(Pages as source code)

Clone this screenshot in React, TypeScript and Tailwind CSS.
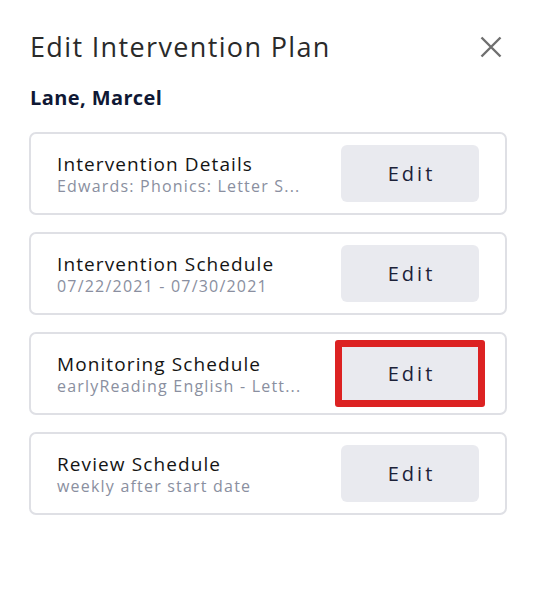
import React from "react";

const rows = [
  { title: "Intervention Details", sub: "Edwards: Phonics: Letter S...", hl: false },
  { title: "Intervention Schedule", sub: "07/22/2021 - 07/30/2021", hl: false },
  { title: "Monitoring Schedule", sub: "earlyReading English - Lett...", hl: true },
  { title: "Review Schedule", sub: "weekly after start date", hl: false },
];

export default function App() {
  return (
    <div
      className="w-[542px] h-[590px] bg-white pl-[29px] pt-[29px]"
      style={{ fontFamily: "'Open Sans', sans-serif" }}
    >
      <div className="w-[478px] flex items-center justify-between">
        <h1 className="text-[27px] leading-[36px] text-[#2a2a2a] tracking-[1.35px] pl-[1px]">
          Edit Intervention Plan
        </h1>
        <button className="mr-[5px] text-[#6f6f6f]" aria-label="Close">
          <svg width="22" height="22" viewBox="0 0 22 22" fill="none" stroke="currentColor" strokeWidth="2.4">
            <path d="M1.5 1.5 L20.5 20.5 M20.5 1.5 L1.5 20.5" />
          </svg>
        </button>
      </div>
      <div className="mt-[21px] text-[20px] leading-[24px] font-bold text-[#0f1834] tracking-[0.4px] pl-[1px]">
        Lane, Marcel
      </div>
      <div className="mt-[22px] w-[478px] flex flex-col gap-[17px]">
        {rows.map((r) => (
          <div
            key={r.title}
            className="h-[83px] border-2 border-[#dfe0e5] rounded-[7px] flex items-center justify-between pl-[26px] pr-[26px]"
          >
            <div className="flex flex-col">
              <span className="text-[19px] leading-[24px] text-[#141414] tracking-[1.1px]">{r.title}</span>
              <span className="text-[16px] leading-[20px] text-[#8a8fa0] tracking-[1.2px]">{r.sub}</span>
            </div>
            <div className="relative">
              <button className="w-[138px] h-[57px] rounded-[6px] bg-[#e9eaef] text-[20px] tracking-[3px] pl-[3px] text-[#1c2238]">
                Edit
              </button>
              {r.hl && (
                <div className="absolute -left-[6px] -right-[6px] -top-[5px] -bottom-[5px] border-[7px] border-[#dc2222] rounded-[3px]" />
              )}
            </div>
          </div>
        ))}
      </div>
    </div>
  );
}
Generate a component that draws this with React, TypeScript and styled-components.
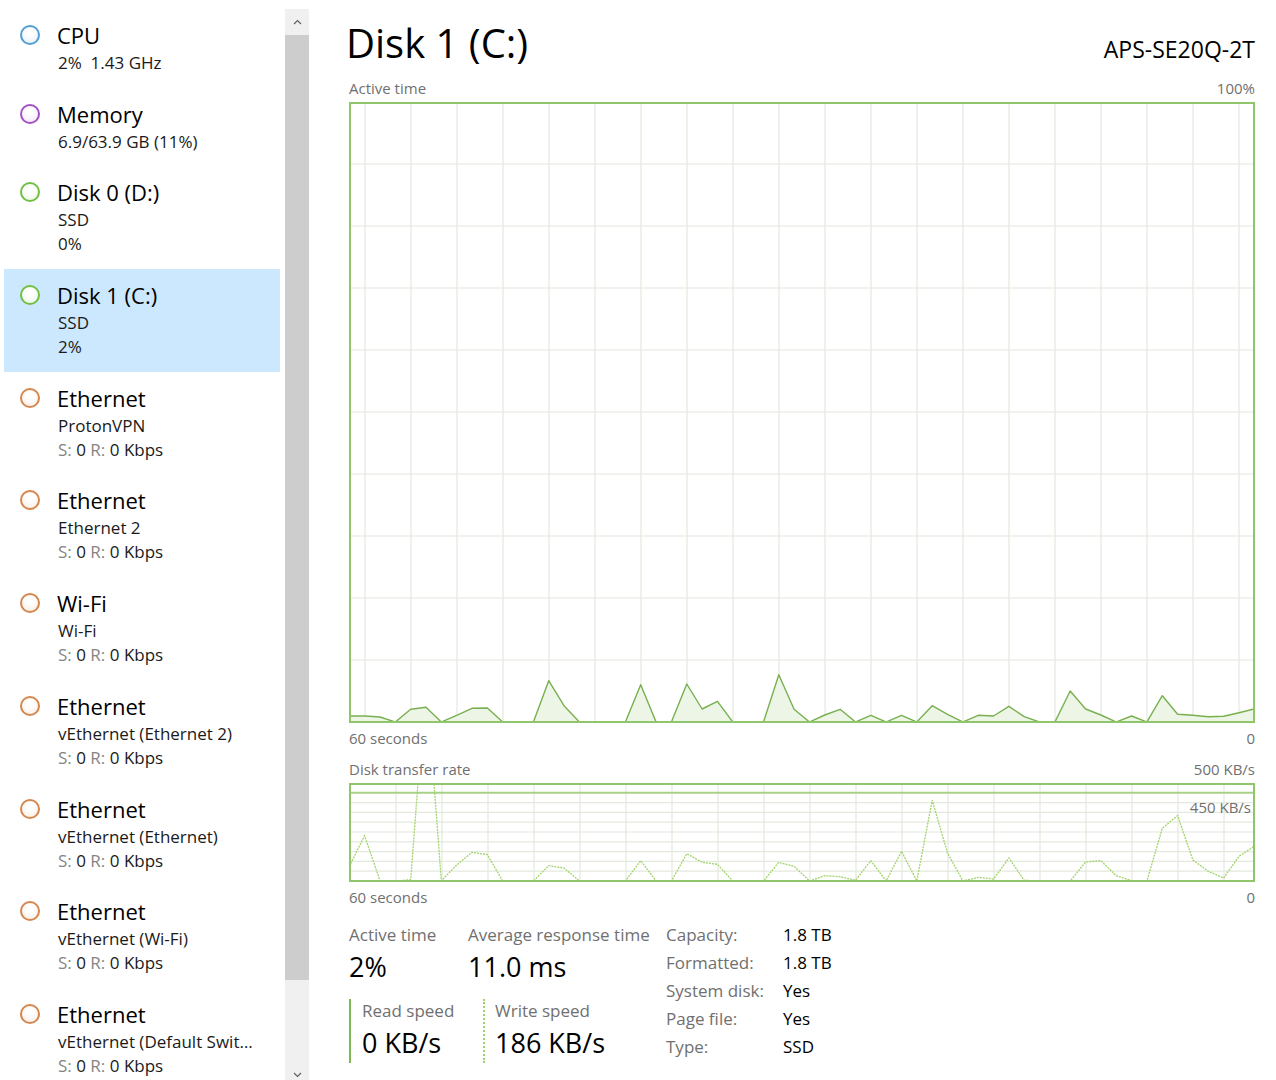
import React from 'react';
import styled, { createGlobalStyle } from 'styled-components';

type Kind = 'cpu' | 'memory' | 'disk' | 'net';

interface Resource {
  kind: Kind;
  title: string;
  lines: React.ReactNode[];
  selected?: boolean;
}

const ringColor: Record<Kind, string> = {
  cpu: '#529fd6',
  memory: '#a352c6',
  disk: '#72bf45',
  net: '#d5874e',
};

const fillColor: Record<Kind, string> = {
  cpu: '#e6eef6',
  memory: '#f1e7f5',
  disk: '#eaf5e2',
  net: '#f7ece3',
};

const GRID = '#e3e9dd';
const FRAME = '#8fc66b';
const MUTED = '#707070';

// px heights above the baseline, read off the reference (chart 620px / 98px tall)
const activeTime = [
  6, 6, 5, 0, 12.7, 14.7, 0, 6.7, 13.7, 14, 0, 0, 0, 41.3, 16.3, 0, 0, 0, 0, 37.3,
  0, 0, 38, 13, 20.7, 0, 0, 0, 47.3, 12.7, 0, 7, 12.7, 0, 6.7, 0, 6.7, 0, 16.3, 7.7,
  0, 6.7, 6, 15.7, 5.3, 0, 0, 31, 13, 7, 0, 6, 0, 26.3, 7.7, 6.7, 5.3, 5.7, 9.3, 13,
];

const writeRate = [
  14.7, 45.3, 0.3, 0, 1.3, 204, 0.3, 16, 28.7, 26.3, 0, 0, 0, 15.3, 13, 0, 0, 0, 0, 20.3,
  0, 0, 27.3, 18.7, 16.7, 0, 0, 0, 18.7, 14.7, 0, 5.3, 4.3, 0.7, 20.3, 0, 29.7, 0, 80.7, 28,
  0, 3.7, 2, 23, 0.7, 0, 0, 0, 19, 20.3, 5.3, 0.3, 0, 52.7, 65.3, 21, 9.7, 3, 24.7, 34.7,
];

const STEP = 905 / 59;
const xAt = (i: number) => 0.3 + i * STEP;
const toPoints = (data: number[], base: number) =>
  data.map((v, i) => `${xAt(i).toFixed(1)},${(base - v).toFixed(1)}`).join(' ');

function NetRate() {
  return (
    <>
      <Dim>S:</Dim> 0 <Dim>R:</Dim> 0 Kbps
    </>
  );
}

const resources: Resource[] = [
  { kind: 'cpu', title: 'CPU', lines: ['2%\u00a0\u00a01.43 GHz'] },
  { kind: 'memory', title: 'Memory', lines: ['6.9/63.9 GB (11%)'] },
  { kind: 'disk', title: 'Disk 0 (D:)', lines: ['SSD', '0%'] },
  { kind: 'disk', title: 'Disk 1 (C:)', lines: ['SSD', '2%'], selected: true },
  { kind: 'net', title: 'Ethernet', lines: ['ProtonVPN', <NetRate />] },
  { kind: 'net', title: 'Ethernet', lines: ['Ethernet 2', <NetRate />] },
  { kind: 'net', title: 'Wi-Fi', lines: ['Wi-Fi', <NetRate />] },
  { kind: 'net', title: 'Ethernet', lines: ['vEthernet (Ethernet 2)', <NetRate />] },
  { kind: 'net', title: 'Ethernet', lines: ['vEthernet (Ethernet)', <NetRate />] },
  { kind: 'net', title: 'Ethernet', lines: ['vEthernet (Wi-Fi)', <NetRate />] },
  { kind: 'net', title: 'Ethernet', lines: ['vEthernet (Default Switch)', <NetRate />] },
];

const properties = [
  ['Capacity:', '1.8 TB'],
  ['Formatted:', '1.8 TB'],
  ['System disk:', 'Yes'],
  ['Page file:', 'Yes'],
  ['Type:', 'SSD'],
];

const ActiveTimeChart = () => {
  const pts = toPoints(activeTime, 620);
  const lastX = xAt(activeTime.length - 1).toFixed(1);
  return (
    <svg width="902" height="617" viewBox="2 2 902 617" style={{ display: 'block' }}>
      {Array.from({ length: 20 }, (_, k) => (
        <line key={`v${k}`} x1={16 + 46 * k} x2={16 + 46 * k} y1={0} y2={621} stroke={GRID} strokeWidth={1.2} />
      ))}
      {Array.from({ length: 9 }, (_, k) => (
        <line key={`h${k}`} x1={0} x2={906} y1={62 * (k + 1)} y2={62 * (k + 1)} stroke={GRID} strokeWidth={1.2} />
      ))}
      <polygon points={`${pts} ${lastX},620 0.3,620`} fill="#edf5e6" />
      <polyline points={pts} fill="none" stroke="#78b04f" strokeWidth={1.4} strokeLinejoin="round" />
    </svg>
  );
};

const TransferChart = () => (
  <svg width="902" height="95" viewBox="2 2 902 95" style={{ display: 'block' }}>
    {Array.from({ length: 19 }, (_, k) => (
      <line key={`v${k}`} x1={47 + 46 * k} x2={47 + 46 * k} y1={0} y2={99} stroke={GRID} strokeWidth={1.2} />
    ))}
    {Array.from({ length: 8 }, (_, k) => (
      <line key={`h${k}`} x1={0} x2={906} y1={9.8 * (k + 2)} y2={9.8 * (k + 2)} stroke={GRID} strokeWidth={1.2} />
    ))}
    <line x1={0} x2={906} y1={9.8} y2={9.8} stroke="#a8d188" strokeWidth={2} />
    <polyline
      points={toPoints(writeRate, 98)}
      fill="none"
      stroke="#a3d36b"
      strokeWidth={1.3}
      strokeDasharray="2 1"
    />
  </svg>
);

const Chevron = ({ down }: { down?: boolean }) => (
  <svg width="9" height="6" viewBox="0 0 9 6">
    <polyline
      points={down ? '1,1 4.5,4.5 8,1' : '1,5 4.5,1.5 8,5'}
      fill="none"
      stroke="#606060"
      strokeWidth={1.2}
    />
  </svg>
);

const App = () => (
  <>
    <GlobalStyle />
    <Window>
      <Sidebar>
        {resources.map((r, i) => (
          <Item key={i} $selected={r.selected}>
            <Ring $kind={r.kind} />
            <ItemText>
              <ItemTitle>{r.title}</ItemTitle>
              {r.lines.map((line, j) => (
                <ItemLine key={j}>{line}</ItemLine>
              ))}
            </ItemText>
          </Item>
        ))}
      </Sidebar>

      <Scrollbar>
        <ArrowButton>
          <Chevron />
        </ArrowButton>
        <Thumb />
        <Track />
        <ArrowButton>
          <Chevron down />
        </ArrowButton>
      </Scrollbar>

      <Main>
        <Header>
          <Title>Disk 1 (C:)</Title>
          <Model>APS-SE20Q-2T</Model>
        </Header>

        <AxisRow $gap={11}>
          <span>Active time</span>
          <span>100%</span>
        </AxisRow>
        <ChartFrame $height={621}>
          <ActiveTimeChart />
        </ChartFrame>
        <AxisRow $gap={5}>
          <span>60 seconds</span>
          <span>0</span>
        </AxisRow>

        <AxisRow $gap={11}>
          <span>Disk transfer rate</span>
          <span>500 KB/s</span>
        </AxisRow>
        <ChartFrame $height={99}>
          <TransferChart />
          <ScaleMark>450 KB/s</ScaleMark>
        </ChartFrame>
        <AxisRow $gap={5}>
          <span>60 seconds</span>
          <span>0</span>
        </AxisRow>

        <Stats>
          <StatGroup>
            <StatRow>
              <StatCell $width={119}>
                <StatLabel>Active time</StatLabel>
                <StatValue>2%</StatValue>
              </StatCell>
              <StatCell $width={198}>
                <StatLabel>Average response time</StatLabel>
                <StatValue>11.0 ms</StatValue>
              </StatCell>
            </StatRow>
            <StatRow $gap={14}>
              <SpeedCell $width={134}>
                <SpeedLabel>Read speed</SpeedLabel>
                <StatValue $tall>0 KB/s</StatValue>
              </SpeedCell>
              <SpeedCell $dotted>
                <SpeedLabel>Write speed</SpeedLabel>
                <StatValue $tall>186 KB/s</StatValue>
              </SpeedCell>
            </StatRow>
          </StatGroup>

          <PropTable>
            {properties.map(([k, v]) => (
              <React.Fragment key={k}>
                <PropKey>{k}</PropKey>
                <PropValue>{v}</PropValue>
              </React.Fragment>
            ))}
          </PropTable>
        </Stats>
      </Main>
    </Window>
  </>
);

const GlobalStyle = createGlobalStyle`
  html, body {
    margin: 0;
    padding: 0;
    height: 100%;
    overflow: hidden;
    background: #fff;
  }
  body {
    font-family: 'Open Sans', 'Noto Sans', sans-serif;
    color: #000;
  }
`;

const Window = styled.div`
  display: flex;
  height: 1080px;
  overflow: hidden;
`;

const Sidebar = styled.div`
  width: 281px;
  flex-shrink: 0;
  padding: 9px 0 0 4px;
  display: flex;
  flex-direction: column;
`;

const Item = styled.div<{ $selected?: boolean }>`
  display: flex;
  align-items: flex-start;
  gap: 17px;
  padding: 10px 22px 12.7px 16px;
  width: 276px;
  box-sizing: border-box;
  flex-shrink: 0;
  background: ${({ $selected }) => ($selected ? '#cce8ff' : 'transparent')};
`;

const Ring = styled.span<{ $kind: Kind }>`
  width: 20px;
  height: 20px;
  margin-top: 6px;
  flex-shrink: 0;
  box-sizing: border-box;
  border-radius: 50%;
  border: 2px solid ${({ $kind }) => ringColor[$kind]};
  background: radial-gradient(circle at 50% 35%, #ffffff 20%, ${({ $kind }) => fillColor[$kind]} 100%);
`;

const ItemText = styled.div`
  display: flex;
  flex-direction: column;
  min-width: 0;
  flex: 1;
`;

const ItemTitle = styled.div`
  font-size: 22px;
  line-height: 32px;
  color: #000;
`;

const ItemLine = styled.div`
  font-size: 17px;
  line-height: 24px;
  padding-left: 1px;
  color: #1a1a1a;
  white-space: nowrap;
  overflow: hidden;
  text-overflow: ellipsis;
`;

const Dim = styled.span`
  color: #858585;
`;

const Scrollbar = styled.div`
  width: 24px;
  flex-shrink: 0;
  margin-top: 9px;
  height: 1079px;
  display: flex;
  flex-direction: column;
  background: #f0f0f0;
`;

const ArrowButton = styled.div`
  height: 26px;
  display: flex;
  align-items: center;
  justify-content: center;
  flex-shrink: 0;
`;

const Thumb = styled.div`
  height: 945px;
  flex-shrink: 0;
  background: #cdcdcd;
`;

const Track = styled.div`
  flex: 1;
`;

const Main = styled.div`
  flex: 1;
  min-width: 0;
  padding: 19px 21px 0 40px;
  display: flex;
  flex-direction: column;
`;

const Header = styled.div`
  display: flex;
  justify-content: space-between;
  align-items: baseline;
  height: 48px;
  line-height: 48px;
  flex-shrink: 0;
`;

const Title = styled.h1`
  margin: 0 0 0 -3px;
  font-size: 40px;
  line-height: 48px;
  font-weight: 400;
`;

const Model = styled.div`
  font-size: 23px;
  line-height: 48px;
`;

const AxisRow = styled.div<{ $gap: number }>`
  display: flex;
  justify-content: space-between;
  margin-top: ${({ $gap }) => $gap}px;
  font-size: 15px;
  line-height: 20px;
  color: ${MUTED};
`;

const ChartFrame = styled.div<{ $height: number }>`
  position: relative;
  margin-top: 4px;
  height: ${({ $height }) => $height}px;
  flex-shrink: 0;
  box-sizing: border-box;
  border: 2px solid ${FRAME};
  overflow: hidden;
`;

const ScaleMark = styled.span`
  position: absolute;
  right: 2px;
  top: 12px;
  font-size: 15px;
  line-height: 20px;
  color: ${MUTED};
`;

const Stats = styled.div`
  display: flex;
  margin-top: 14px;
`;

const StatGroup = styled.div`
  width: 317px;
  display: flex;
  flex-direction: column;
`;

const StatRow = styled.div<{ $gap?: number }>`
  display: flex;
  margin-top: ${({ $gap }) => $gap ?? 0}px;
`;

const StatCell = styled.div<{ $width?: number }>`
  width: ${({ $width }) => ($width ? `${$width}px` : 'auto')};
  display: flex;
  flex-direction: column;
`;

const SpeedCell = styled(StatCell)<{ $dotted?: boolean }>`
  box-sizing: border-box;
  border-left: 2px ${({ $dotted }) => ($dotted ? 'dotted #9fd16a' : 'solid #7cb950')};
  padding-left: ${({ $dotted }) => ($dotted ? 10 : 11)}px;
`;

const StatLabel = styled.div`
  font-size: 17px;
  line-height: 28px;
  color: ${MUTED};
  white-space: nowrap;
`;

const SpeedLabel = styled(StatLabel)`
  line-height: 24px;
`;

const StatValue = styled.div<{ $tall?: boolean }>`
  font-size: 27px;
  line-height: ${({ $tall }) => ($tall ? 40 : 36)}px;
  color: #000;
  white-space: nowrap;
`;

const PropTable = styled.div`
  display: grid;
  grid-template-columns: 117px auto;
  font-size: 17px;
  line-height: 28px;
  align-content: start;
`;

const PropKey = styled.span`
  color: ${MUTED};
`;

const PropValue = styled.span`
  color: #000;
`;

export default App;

PROBLEM TO SOLVE: Filter the listing for the word "React" and copy every line that holds it.

COMPLETE RESPONSE:
Clone this screenshot in React, TypeScript and Tailwind CSS.
import React from "react";
Generate a component that draws this with React, TypeScript and styled-components.
import React from 'react';
  lines: React.ReactNode[];
              <React.Fragment key={k}>
              </React.Fragment>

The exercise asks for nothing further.